§ **Exercise prompt**
Look through the data below and work out how many lines contain the string "components". Give the number alone.

§ **Given material**
****************

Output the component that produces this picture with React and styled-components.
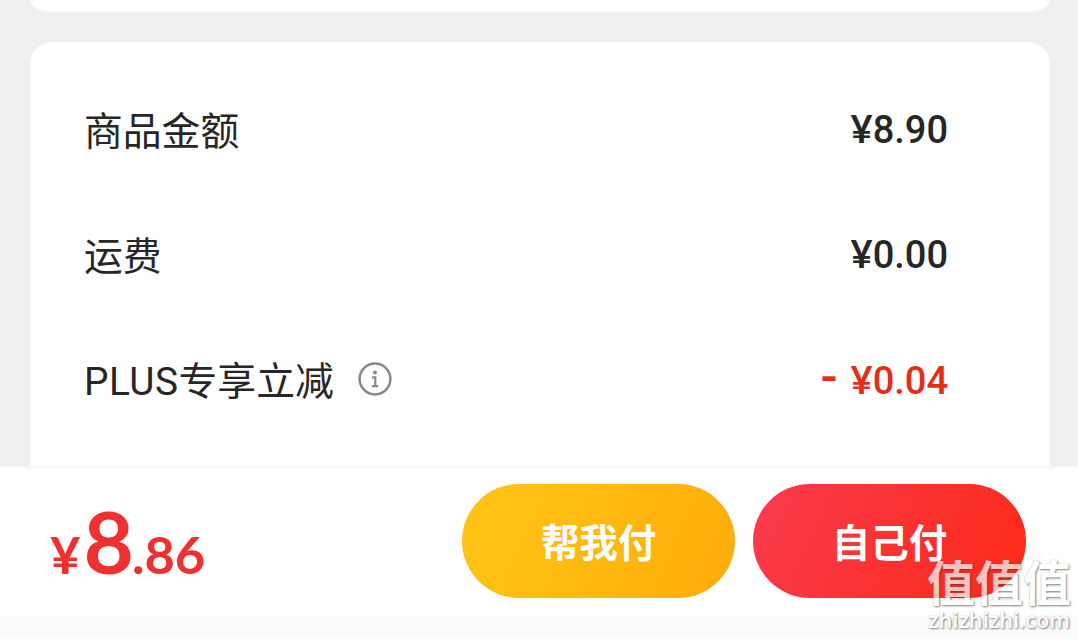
import React from 'react'
import styled, { createGlobalStyle } from 'styled-components';

const GlobalStyle = createGlobalStyle`
  * {
    box-sizing: border-box;
  }
  body {
    margin: 0;
    background-color: #f0f0f0;
    font-family: Roboto, 'Noto Sans CJK SC', sans-serif;
  }
`

const Page = styled.div`
  position: relative;
  display: flex;
  flex-direction: column;
  height: 639px;
  overflow: hidden;
`

const PrevCard = styled.div`
  flex: none;
  height: 12px;
  margin: 0 28px 30px 30px;
  border-radius: 0 0 22px 22px / 0 0 12px 12px;
  background-color: #fff;
`

const PriceCard = styled.div`
  flex: 1;
  margin: 0 28px 0 30px;
  padding: 26px 102px 0 54px;
  border-radius: 22px 22px 0 0;
  background-color: #fff;
`

const PriceRow = styled.div`
  display: flex;
  justify-content: space-between;
  align-items: center;
  height: 125px;
`

const Label = styled.div`
  display: flex;
  align-items: center;
  padding-top: 2px;
  color: #262626;
  font-size: 38.8px;
  line-height: 56px;
  svg {
    margin: -6px 0 0 24px;
  }
`

const Latin = styled.span`
  letter-spacing: 0.5px;
`

const Amount = styled.div`
  display: flex;
  align-items: baseline;
  padding-bottom: 4px;
  color: ${({ $discount }) => ($discount ? '#e62e17' : '#262626')};
  font-size: 38px;
  font-weight: 500;
  line-height: 56px;
`

const Minus = styled.span`
  margin-right: 13px;
  font-size: 50px;
`

const Yen = styled.span`
  font-family: Lato, sans-serif;
  font-weight: 700;
`

const PayBar = styled.div`
  flex: none;
  display: flex;
  justify-content: space-between;
  height: 173px;
  padding: 16px 52px 0 50px;
  border-top: 2px solid #f7f7f7;
  background: linear-gradient(#fff 148px, #fcfcfc 148px);
`

const Total = styled.div`
  display: flex;
  align-items: baseline;
  height: 114px;
  color: #ef3030;
  font-family: Lato, sans-serif;
  font-size: 52.5px;
  font-weight: 700;
  line-height: 114px;
  strong {
    margin: 0 -2px 0 3px;
    font-size: 87px;
    font-weight: 700;
  }
`

const Buttons = styled.div`
  display: flex;
  gap: 18px;
`

const PayButton = styled.button`
  width: 273px;
  height: 114px;
  padding: 0 0 2px;
  border: none;
  border-radius: 57px;
  color: #fff;
  background: ${({ $self }) =>
    $self
      ? 'linear-gradient(115deg, #fa3c50, #fa3232 50%, #fc2a17)'
      : 'linear-gradient(115deg, #ffc517, #ffb90f 50%, #ffab09)'};
  font-family: 'Noto Sans CJK SC', sans-serif;
  font-size: 38.5px;
  font-weight: 700;
  line-height: 56px;
  cursor: pointer;
`

const Watermark = styled.div`
  position: absolute;
  right: 7px;
  bottom: 6px;
  display: flex;
  flex-direction: column;
  align-items: center;
  width: 144px;
  color: #fff;
  font-family: 'Noto Sans CJK SC', sans-serif;
  font-weight: 700;
  text-shadow: 1px 1px 2px rgba(60, 60, 60, 0.9), 0 0 1px rgba(60, 60, 60, 0.5);
  opacity: 0.7;
  pointer-events: none;
  span {
    font-size: 48px;
    line-height: 54px;
  }
  small {
    font-family: 'Noto Sans', sans-serif;
    font-size: 21.6px;
    font-weight: 600;
    line-height: 26px;
  }
`

const InfoIcon = () => (
  <svg width="34" height="34" viewBox="0 0 34 34" fill="none" stroke="#888">
    <circle cx="17" cy="17" r="15.4" strokeWidth="2.5" />
    <circle cx="17" cy="10.6" r="2" fill="#888" stroke="none" />
    <path d="M14 15.4H17.3V24M14 24.2H20.2" strokeWidth="2.2" />
  </svg>
)

const rows = [
  { label: '商品金额', amount: '8.90' },
  { label: '运费', amount: '0.00' },
  { prefix: 'PLUS', label: '专享立减', amount: '0.04', info: true, discount: true },
]

const App = () => {
  return (
    <Page>
      <GlobalStyle />
      <PrevCard />
      <PriceCard>
        {rows.map((row) => (
          <PriceRow key={row.label}>
            <Label>
              {row.prefix && <Latin>{row.prefix}</Latin>}
              {row.label}
              {row.info && <InfoIcon />}
            </Label>
            <Amount $discount={row.discount}>
              {row.discount && <Minus>-</Minus>}
              <Yen>¥</Yen>
              {row.amount}
            </Amount>
          </PriceRow>
        ))}
      </PriceCard>
      <PayBar>
        <Total>
          ¥<strong>8</strong>.86
        </Total>
        <Buttons>
          <PayButton>帮我付</PayButton>
          <PayButton $self>自己付</PayButton>
        </Buttons>
      </PayBar>
      <Watermark>
        <span>值值值</span>
        <small>zhizhizhi.com</small>
      </Watermark>
    </Page>
  )
}

export default App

****************

§ **In response**
2